>> begin EXERCISE MATERIALS
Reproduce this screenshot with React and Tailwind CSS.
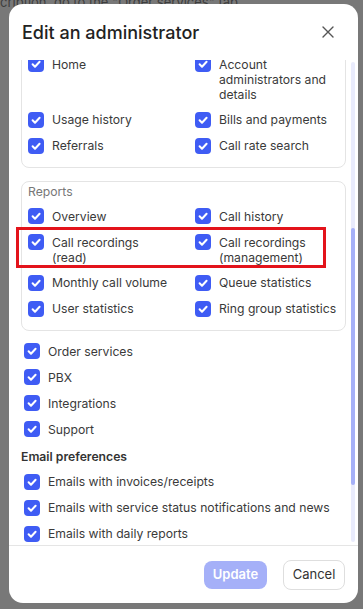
import React from 'react';

const font = { fontFamily: 'Inter, "Noto Sans", sans-serif' };

const Check = () => (
  <span className="mt-[-0.5px] flex h-4 w-4 shrink-0 items-center justify-center rounded-[4px] bg-[#3f5cf4]">
    <svg width="16" height="16" viewBox="0 0 16 16" fill="none">
      <path d="M4.6 8.3l2.4 2.4 4.6-5" stroke="white" strokeWidth="2" strokeLinecap="round" strokeLinejoin="round" />
    </svg>
  </span>
);

const Item = ({ label }) => (
  <div className="flex items-start gap-2">
    <Check />
    <span className="text-[12.2px] leading-[15px] text-[#3a3a3a]">{label}</span>
  </div>
);

const Card = ({ title, items, children, className = '' }) => (
  <div className={`relative rounded-lg border border-[#e4e4e4] pl-[6px] pr-[2px] pb-[13px] ${className}`}>
    {title && <div className="mb-[10px] text-[12.2px] leading-[15px] text-[#777]">{title}</div>}
    <div className="grid grid-cols-[144px_1fr] gap-x-[23px] gap-y-[10.5px]">
      {items.map((it) => (
        <Item key={it} label={it} />
      ))}
    </div>
    {children}
  </div>
);

export default function App() {
  const general = ['Home', 'Account administrators and details', 'Usage history', 'Bills and payments', 'Referrals', 'Call rate search'];
  const reports = ['Overview', 'Call history', 'Call recordings (read)', 'Call recordings (management)', 'Monthly call volume', 'Queue statistics', 'User statistics', 'Ring group statistics'];
  const sections = ['Order services', 'PBX', 'Integrations', 'Support'];
  const emails = ['Emails with invoices/receipts', 'Emails with service status notifications and news', 'Emails with daily reports'];

  return (
    <div className="h-[609px] w-[363px] overflow-hidden bg-[#787878]" style={font}>
      <div className="h-[4px] overflow-visible whitespace-nowrap text-[13px] leading-[4px] text-[#3d3d3d]">
        cription, go to the "Order services" tab
      </div>
      <div className="relative ml-[9px] flex h-[599px] w-[349px] flex-col rounded-[14px] bg-white">
        {/* Header */}
        <div className="flex h-[56px] shrink-0 items-center justify-between pl-[13px] pr-[24px]">
          <h2 className="text-[18px] font-medium text-[#222]">Edit an administrator</h2>
          <svg width="12" height="12" viewBox="0 0 12 12" fill="none">
            <path d="M1 1l10 10M11 1L1 11" stroke="#555" strokeWidth="1.4" strokeLinecap="round" />
          </svg>
        </div>

        {/* Body */}
        <div className="flex min-h-0 flex-1">
          <div className="w-[337px] overflow-hidden pl-[12px]">
            <Card items={general} className="mt-[-17.5px] pt-[13px]" />
            <Card title="Reports" items={reports} className="mt-[13px] pt-[2px]">
              <div className="absolute left-[-6px] top-[45px] h-[41px] w-[310px] border-[3px] border-[#e3131b]" />
            </Card>
            <div className="mt-[13px] flex flex-col gap-[10.5px] pl-[3px]">
              {sections.map((s) => (
                <Item key={s} label={s} />
              ))}
            </div>
            <div className="mt-[12px] text-[12.2px] font-semibold leading-[15px] text-[#333]">Email preferences</div>
            <div className="mt-[10px] flex flex-col gap-[10.5px] pl-[3px]">
              {emails.map((s) => (
                <Item key={s} label={s} />
              ))}
            </div>
          </div>
          <div className="ml-[5px] mt-[2px] mb-[3px] flex w-[4px] flex-col rounded-full bg-[#e9ebfc]">
            <div className="mt-[166px] h-[257px] rounded-full bg-[#a5b0f8]" />
          </div>
        </div>

        {/* Footer */}
        <div className="flex h-[58px] shrink-0 items-center justify-end gap-4 border-t border-[#e5e5e5] pr-[13px]">
          <button className="h-[28px] w-[63px] rounded-lg bg-[#a5b0f8] text-[13px] font-semibold text-white">Update</button>
          <button className="h-[30px] w-[62px] rounded-lg border border-[#dedede] bg-white text-[13px] text-[#333]">Cancel</button>
        </div>
      </div>
    </div>
  );
}
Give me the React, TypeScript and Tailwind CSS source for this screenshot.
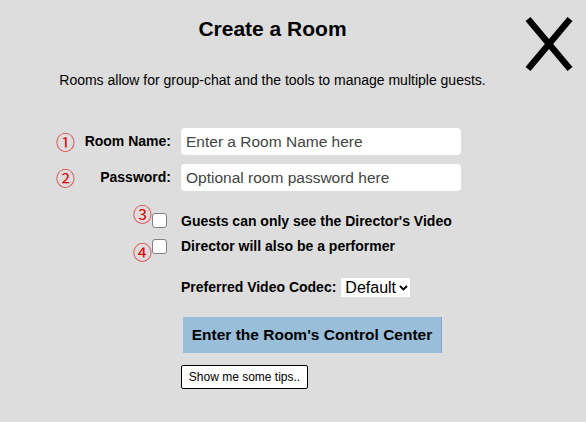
import React from "react";

const circ = "text-[#e00000] font-['Noto_Sans_CJK_JP','DejaVu_Sans',sans-serif] text-[19px]";

export default function App() {
  return (
    <div className="relative w-[586px] h-[422px] bg-[#dddddd] font-['Liberation_Sans',Arial,sans-serif] text-black overflow-hidden">
      <button className="absolute left-[525px] top-[16px] w-[48px] h-[56px]" aria-label="close">
        <svg width="48" height="56" viewBox="0 0 48 56">
          <line x1="3" y1="3" x2="45" y2="53" stroke="#000" strokeWidth="6.5" />
          <line x1="45" y1="3" x2="3" y2="53" stroke="#000" strokeWidth="6.5" />
        </svg>
      </button>
      <div className="w-[545px] flex flex-col">
        <h1 className="mt-[17px] text-center text-[21px] leading-[24px] font-bold">Create a Room</h1>
        <p className="mt-[31px] text-center text-[14px] leading-[16px]">
          Rooms allow for group-chat and the tools to manage multiple guests.
        </p>

        <div className="mt-[40px] ml-[56px] flex items-center h-[27px]">
          <span className={`w-[19px] leading-[20px] ${circ}`}>①</span>
          <span className="w-[96px] text-right text-[14px] font-bold">Room Name:</span>
          <div className="ml-[10px] w-[280px] h-[27px] bg-white rounded-[4px] flex items-center px-[5px] text-[15.5px] text-[#444]">
            Enter a Room Name here
          </div>
        </div>
        <div className="mt-[9px] ml-[56px] flex items-center h-[27px]">
          <span className={`w-[19px] leading-[20px] ${circ}`}>②</span>
          <span className="w-[96px] text-right text-[14px] font-bold">Password:</span>
          <div className="ml-[10px] w-[280px] h-[27px] bg-white rounded-[4px] flex items-center px-[5px] text-[15.5px] text-[#444]">
            Optional room password here
          </div>
        </div>

        <div className="mt-[15px] ml-[133px] flex items-end h-[23px]">
          <span className={`self-start w-[19px] leading-[16px] ${circ}`}>③</span>
          <span className="mb-[1px] w-[15px] h-[15px] bg-white border border-[#808080] rounded-[3px]" />
          <span className="ml-[14px] text-[14px] leading-[16px] font-bold">Guests can only see the Director's Video</span>
        </div>
        <div className="mt-[9px] ml-[133px] flex items-start h-[25px]">
          <span className={`mt-[6px] w-[19px] leading-[16px] ${circ}`}>④</span>
          <span className="mt-[1px] w-[15px] h-[15px] bg-white border border-[#808080] rounded-[3px]" />
          <span className="ml-[14px] text-[14px] leading-[16px] font-bold">Director will also be a performer</span>
        </div>

        <div className="mt-[15px] ml-[181px] flex items-center h-[19px]">
          <span className="text-[14px] font-bold">Preferred Video Codec:</span>
          <div className="ml-[5px] w-[69px] h-[19px] bg-white flex items-center pl-[4px] text-[16px] leading-[19px]">
            Default
            <svg className="ml-[3px]" width="9" height="6" viewBox="0 0 9 6">
              <path d="M1 1 L4.5 4.5 L8 1" fill="none" stroke="#000" strokeWidth="1.8" />
            </svg>
          </div>
        </div>

        <div className="mt-[20px] ml-[183px] w-[259px] h-[36px] bg-[#98bed9] border-r border-[#8c9fd8] flex items-center justify-center text-[15.5px] font-bold">
          Enter the Room's Control Center
        </div>

        <div className="mt-[12px] ml-[181px] w-[127px] h-[24px] bg-white border border-black rounded-[2px] flex items-center justify-center text-[12px]">
          Show me some tips..
        </div>
      </div>
    </div>
  );
}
>> end EXERCISE MATERIALS
GIVEN EXERCISE
Nothing but the pictures may be dropped; output the records above exactly.

SOLUTION TO THE PROBLEM
Reproduce this screenshot with React and Tailwind CSS.
import React from 'react';

const font = { fontFamily: 'Inter, "Noto Sans", sans-serif' };

const Check = () => (
  <span className="mt-[-0.5px] flex h-4 w-4 shrink-0 items-center justify-center rounded-[4px] bg-[#3f5cf4]">
    <svg width="16" height="16" viewBox="0 0 16 16" fill="none">
      <path d="M4.6 8.3l2.4 2.4 4.6-5" stroke="white" strokeWidth="2" strokeLinecap="round" strokeLinejoin="round" />
    </svg>
  </span>
);

const Item = ({ label }) => (
  <div className="flex items-start gap-2">
    <Check />
    <span className="text-[12.2px] leading-[15px] text-[#3a3a3a]">{label}</span>
  </div>
);

const Card = ({ title, items, children, className = '' }) => (
  <div className={`relative rounded-lg border border-[#e4e4e4] pl-[6px] pr-[2px] pb-[13px] ${className}`}>
    {title && <div className="mb-[10px] text-[12.2px] leading-[15px] text-[#777]">{title}</div>}
    <div className="grid grid-cols-[144px_1fr] gap-x-[23px] gap-y-[10.5px]">
      {items.map((it) => (
        <Item key={it} label={it} />
      ))}
    </div>
    {children}
  </div>
);

export default function App() {
  const general = ['Home', 'Account administrators and details', 'Usage history', 'Bills and payments', 'Referrals', 'Call rate search'];
  const reports = ['Overview', 'Call history', 'Call recordings (read)', 'Call recordings (management)', 'Monthly call volume', 'Queue statistics', 'User statistics', 'Ring group statistics'];
  const sections = ['Order services', 'PBX', 'Integrations', 'Support'];
  const emails = ['Emails with invoices/receipts', 'Emails with service status notifications and news', 'Emails with daily reports'];

  return (
    <div className="h-[609px] w-[363px] overflow-hidden bg-[#787878]" style={font}>
      <div className="h-[4px] overflow-visible whitespace-nowrap text-[13px] leading-[4px] text-[#3d3d3d]">
        cription, go to the "Order services" tab
      </div>
      <div className="relative ml-[9px] flex h-[599px] w-[349px] flex-col rounded-[14px] bg-white">
        {/* Header */}
        <div className="flex h-[56px] shrink-0 items-center justify-between pl-[13px] pr-[24px]">
          <h2 className="text-[18px] font-medium text-[#222]">Edit an administrator</h2>
          <svg width="12" height="12" viewBox="0 0 12 12" fill="none">
            <path d="M1 1l10 10M11 1L1 11" stroke="#555" strokeWidth="1.4" strokeLinecap="round" />
          </svg>
        </div>

        {/* Body */}
        <div className="flex min-h-0 flex-1">
          <div className="w-[337px] overflow-hidden pl-[12px]">
            <Card items={general} className="mt-[-17.5px] pt-[13px]" />
            <Card title="Reports" items={reports} className="mt-[13px] pt-[2px]">
              <div className="absolute left-[-6px] top-[45px] h-[41px] w-[310px] border-[3px] border-[#e3131b]" />
            </Card>
            <div className="mt-[13px] flex flex-col gap-[10.5px] pl-[3px]">
              {sections.map((s) => (
                <Item key={s} label={s} />
              ))}
            </div>
            <div className="mt-[12px] text-[12.2px] font-semibold leading-[15px] text-[#333]">Email preferences</div>
            <div className="mt-[10px] flex flex-col gap-[10.5px] pl-[3px]">
              {emails.map((s) => (
                <Item key={s} label={s} />
              ))}
            </div>
          </div>
          <div className="ml-[5px] mt-[2px] mb-[3px] flex w-[4px] flex-col rounded-full bg-[#e9ebfc]">
            <div className="mt-[166px] h-[257px] rounded-full bg-[#a5b0f8]" />
          </div>
        </div>

        {/* Footer */}
        <div className="flex h-[58px] shrink-0 items-center justify-end gap-4 border-t border-[#e5e5e5] pr-[13px]">
          <button className="h-[28px] w-[63px] rounded-lg bg-[#a5b0f8] text-[13px] font-semibold text-white">Update</button>
          <button className="h-[30px] w-[62px] rounded-lg border border-[#dedede] bg-white text-[13px] text-[#333]">Cancel</button>
        </div>
      </div>
    </div>
  );
}
Give me the React, TypeScript and Tailwind CSS source for this screenshot.
import React from "react";

const circ = "text-[#e00000] font-['Noto_Sans_CJK_JP','DejaVu_Sans',sans-serif] text-[19px]";

export default function App() {
  return (
    <div className="relative w-[586px] h-[422px] bg-[#dddddd] font-['Liberation_Sans',Arial,sans-serif] text-black overflow-hidden">
      <button className="absolute left-[525px] top-[16px] w-[48px] h-[56px]" aria-label="close">
        <svg width="48" height="56" viewBox="0 0 48 56">
          <line x1="3" y1="3" x2="45" y2="53" stroke="#000" strokeWidth="6.5" />
          <line x1="45" y1="3" x2="3" y2="53" stroke="#000" strokeWidth="6.5" />
        </svg>
      </button>
      <div className="w-[545px] flex flex-col">
        <h1 className="mt-[17px] text-center text-[21px] leading-[24px] font-bold">Create a Room</h1>
        <p className="mt-[31px] text-center text-[14px] leading-[16px]">
          Rooms allow for group-chat and the tools to manage multiple guests.
        </p>

        <div className="mt-[40px] ml-[56px] flex items-center h-[27px]">
          <span className={`w-[19px] leading-[20px] ${circ}`}>①</span>
          <span className="w-[96px] text-right text-[14px] font-bold">Room Name:</span>
          <div className="ml-[10px] w-[280px] h-[27px] bg-white rounded-[4px] flex items-center px-[5px] text-[15.5px] text-[#444]">
            Enter a Room Name here
          </div>
        </div>
        <div className="mt-[9px] ml-[56px] flex items-center h-[27px]">
          <span className={`w-[19px] leading-[20px] ${circ}`}>②</span>
          <span className="w-[96px] text-right text-[14px] font-bold">Password:</span>
          <div className="ml-[10px] w-[280px] h-[27px] bg-white rounded-[4px] flex items-center px-[5px] text-[15.5px] text-[#444]">
            Optional room password here
          </div>
        </div>

        <div className="mt-[15px] ml-[133px] flex items-end h-[23px]">
          <span className={`self-start w-[19px] leading-[16px] ${circ}`}>③</span>
          <span className="mb-[1px] w-[15px] h-[15px] bg-white border border-[#808080] rounded-[3px]" />
          <span className="ml-[14px] text-[14px] leading-[16px] font-bold">Guests can only see the Director's Video</span>
        </div>
        <div className="mt-[9px] ml-[133px] flex items-start h-[25px]">
          <span className={`mt-[6px] w-[19px] leading-[16px] ${circ}`}>④</span>
          <span className="mt-[1px] w-[15px] h-[15px] bg-white border border-[#808080] rounded-[3px]" />
          <span className="ml-[14px] text-[14px] leading-[16px] font-bold">Director will also be a performer</span>
        </div>

        <div className="mt-[15px] ml-[181px] flex items-center h-[19px]">
          <span className="text-[14px] font-bold">Preferred Video Codec:</span>
          <div className="ml-[5px] w-[69px] h-[19px] bg-white flex items-center pl-[4px] text-[16px] leading-[19px]">
            Default
            <svg className="ml-[3px]" width="9" height="6" viewBox="0 0 9 6">
              <path d="M1 1 L4.5 4.5 L8 1" fill="none" stroke="#000" strokeWidth="1.8" />
            </svg>
          </div>
        </div>

        <div className="mt-[20px] ml-[183px] w-[259px] h-[36px] bg-[#98bed9] border-r border-[#8c9fd8] flex items-center justify-center text-[15.5px] font-bold">
          Enter the Room's Control Center
        </div>

        <div className="mt-[12px] ml-[181px] w-[127px] h-[24px] bg-white border border-black rounded-[2px] flex items-center justify-center text-[12px]">
          Show me some tips..
        </div>
      </div>
    </div>
  );
}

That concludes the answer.